No Guarantees as to Result.
Customer acknowledges that Nimbl has not made and does not make any promises or guarantees as to the results or outcome of submission to the applicable Regulatory Authority(ies), including without limitation the time or expense necessary to accomplish same. Nothing contained in any written agreement or in any statements made to you by Nimbl is to be construed as a promise or guarantee about any results or outcomes. Any comments about probable results or outcomes, whether made in the past or future, are expressions of opinion only, based on facts known at that time.
In addition, and without limiting the foregoing, Nimbl, its affiliates, licensors, officers, directors, managers, agents and employees do not warrant that the content of the Product or Deliverables will be accurate, reliable or correct or that the Services will meet Customer’s requirements.

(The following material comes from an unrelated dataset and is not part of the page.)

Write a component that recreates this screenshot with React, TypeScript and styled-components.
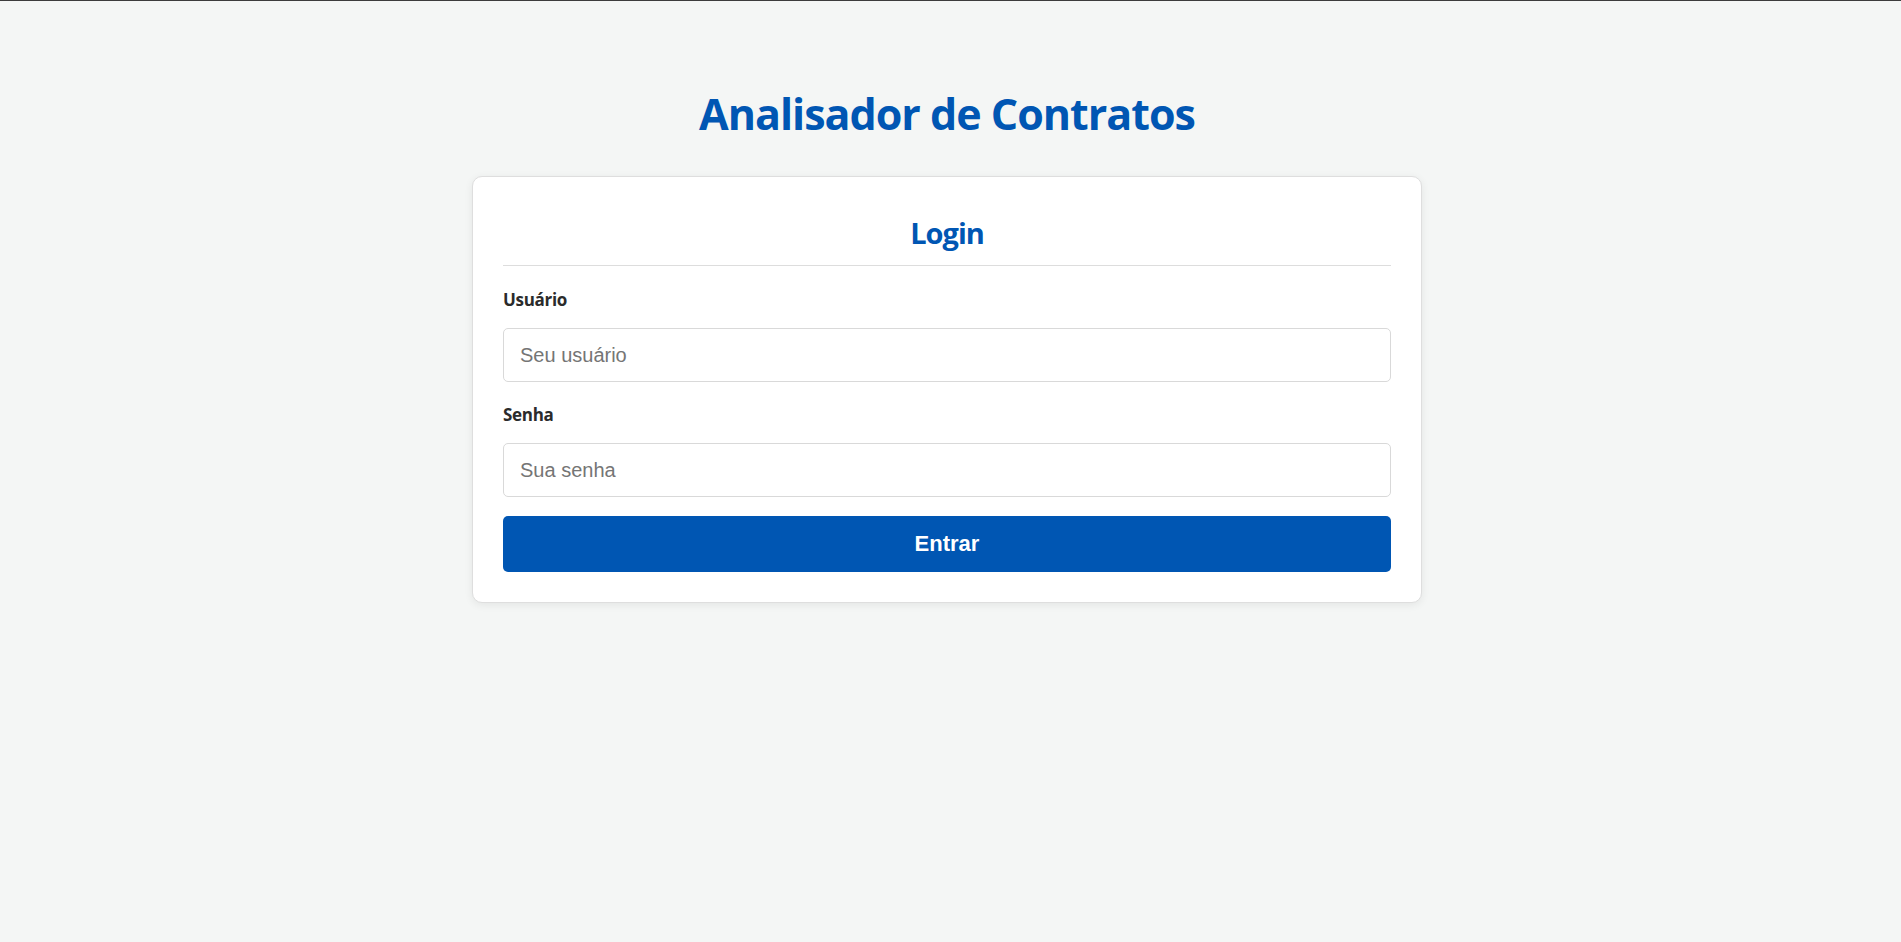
import React from "react";
import styled, { createGlobalStyle } from "styled-components";

const GlobalStyle = createGlobalStyle`
  html, body {
    margin: 0;
    padding: 0;
  }
  body {
    background: #f4f6f5;
    border-top: 1px solid #3c3c3c;
    font-family: "Open Sans", "Noto Sans", sans-serif;
    min-height: 941px;
  }
  * { box-sizing: border-box; }
`;

const Page = styled.div`
  padding: 0 7px 0 0;
`;

const Container = styled.main`
  max-width: 950px;
  margin: 0 auto;
  display: flex;
  flex-direction: column;
`;

const Title = styled.h1`
  margin: 85px 0 34px;
  font-family: "Open Sans", "Noto Sans", sans-serif;
  font-size: 43px;
  line-height: 56px;
  letter-spacing: -1px;
  font-weight: 700;
  color: #0056b3;
  text-align: center;
`;

const Card = styled.section`
  background: #ffffff;
  border: 1px solid #dedede;
  border-radius: 10px;
  box-shadow: 0 2px 8px rgba(0, 0, 0, 0.07);
  padding: 30px;
  display: flex;
  flex-direction: column;
`;

const CardTitle = styled.h2`
  margin: 0 0 22px;
  padding: 6px 0 12px;
  border-bottom: 1px solid #dddddd;
  font-size: 29px;
  line-height: 40px;
  letter-spacing: -1px;
  font-weight: 700;
  color: #0056b3;
  text-align: center;
`;

const Field = styled.div<{ $last?: boolean }>`
  display: flex;
  flex-direction: column;
  margin-bottom: ${(p) => (p.$last ? "19px" : "21px")};
`;

const Label = styled.label`
  font-size: 17px;
  line-height: 24px;
  letter-spacing: -0.3px;
  font-weight: 700;
  color: #2b2b2b;
  margin-bottom: 16px;
`;

const Input = styled.input`
  height: 54px;
  width: 100%;
  border: 1px solid #d9d9d9;
  border-radius: 5px;
  padding: 0 16px;
  font-family: "Liberation Sans", Arial, sans-serif;
  font-size: 20px;
  color: #333;
  background: #fff;
  outline: none;
  &::placeholder {
    color: #757575;
  }
`;

const Button = styled.button`
  height: 56px;
  width: 100%;
  border: none;
  border-radius: 5px;
  background: #0056b3;
  color: #ffffff;
  font-family: "Liberation Sans", Arial, sans-serif;
  font-size: 22px;
  font-weight: 700;
  cursor: pointer;
`;

export default function App() {
  return (
    <Page>
      <GlobalStyle />
      <Container>
        <Title>Analisador de Contratos</Title>
        <Card>
          <CardTitle>Login</CardTitle>
          <Field>
            <Label htmlFor="usuario">Usuário</Label>
            <Input id="usuario" type="text" placeholder="Seu usuário" />
          </Field>
          <Field $last>
            <Label htmlFor="senha">Senha</Label>
            <Input id="senha" type="password" placeholder="Sua senha" />
          </Field>
          <Button type="button">Entrar</Button>
        </Card>
      </Container>
    </Page>
  );
}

Nimbl shall not be held liable for any perceived or actual damages arising from the use of the Services.
10. Insurance.
Nimbl will maintain insurance against general liability and property damage and workers’ compensation insurance as required by law including employer’s liability coverage.
11. Compliance with Laws.
In connection with the Agreement, Nimbl and its Personnel will comply with all applicable laws and regulations, including any applicable anti-bribery, conflict minerals laws, employment laws, import/export laws, materials disposal laws, and Data Protection Laws.
12. Customer Data.
Customer Data shall mean data or information provided to or uploaded by Customer or its authorized users in connection with Services. The Customer authorizes Nimbl to use and display Customer Data in anonymized form, in order to develop, maintain, and improve the services and products of Nimbl, to tailor products and services to Customer’s needs, for market research purposes during the subscription term and thereafter, and to aggregate Customer Data with similar data from other customers in a manner that does not identify Customer or include any personal data, to further develop and provide products or services to Nimbl’s customers. Nimbl may access Customer Data to the extent necessary to perform the Services. Customer warrants that no Customer Data will contain infringing, obscene, threatening, or otherwise lawful or tortious material, including material that violates privacy rights or which disrupt the performance of the Services or the data contained therein.
13. Customer Conduct.
Customer shall not (a) use any device, software, routine or the like to interfere or attempt to interfere with any functionality of the Services; (b) take any action that imposes an unreasonable or disproportionately large load on the site infrastructure; (c) access the Services by any means other than through the interface that is provided by Nimbl or access or attempt to access any of the Services to which Customer’s access is not authorized; or (d) reverse engineer, reverse assemble or otherwise attempt to discover any source code relating the Services.
14. Confidentiality.
The parties agree that “Confidential Information” means any information disclosed by the disclosing party to the receiving party, either directly or indirectly, in writing, orally or by inspection of tangible objects (including without limitation documents, trade secrets, technical data, know-how, methodologies, ideas and concepts, inventions, prototypes, samples, equipment, customer lists, information relating to Customer’s contracts or proposals, pricing, resumes, labor categories, business strategies, employee names and job responsibilities, project plans & details, training materials, technology, software, computer files, techniques, procedures, policies, manuals, processes, specifications, proposals, business plans, research, product plans, products, services, staffing, vendor pricing, vendor lists, promotion and marketing activities, finances, and business affairs or other customer information not known to the general public), which is designated as “Confidential”, “Proprietary” or some similar designation, or is the type of information which should be reasonably be recognized as Confidential or Proprietary. For purposes of clarity, the terms of this Agreement, any amendment, and any Invoice(s) are Confidential Information. Confidential Information shall not, however, include any information which (i) is already publicly known and generally available in the public domain at the time of disclosure by the disclosing party, (ii) becomes publicly known and generally available after disclosure by the disclosing party to the receiving party through no act or omission of the receiving party, (iii) is already in the possession of the receiving party at the time of disclosure by the disclosing party, as evidenced by the receiving party’s contemporaneous written records, (iv) is obtained by the receiving party from a third party without a breach of such third party’s obligations of confidentiality, or (v) is independently developed by the receiving party without use of or reference to the disclosing party’s Confidential Information.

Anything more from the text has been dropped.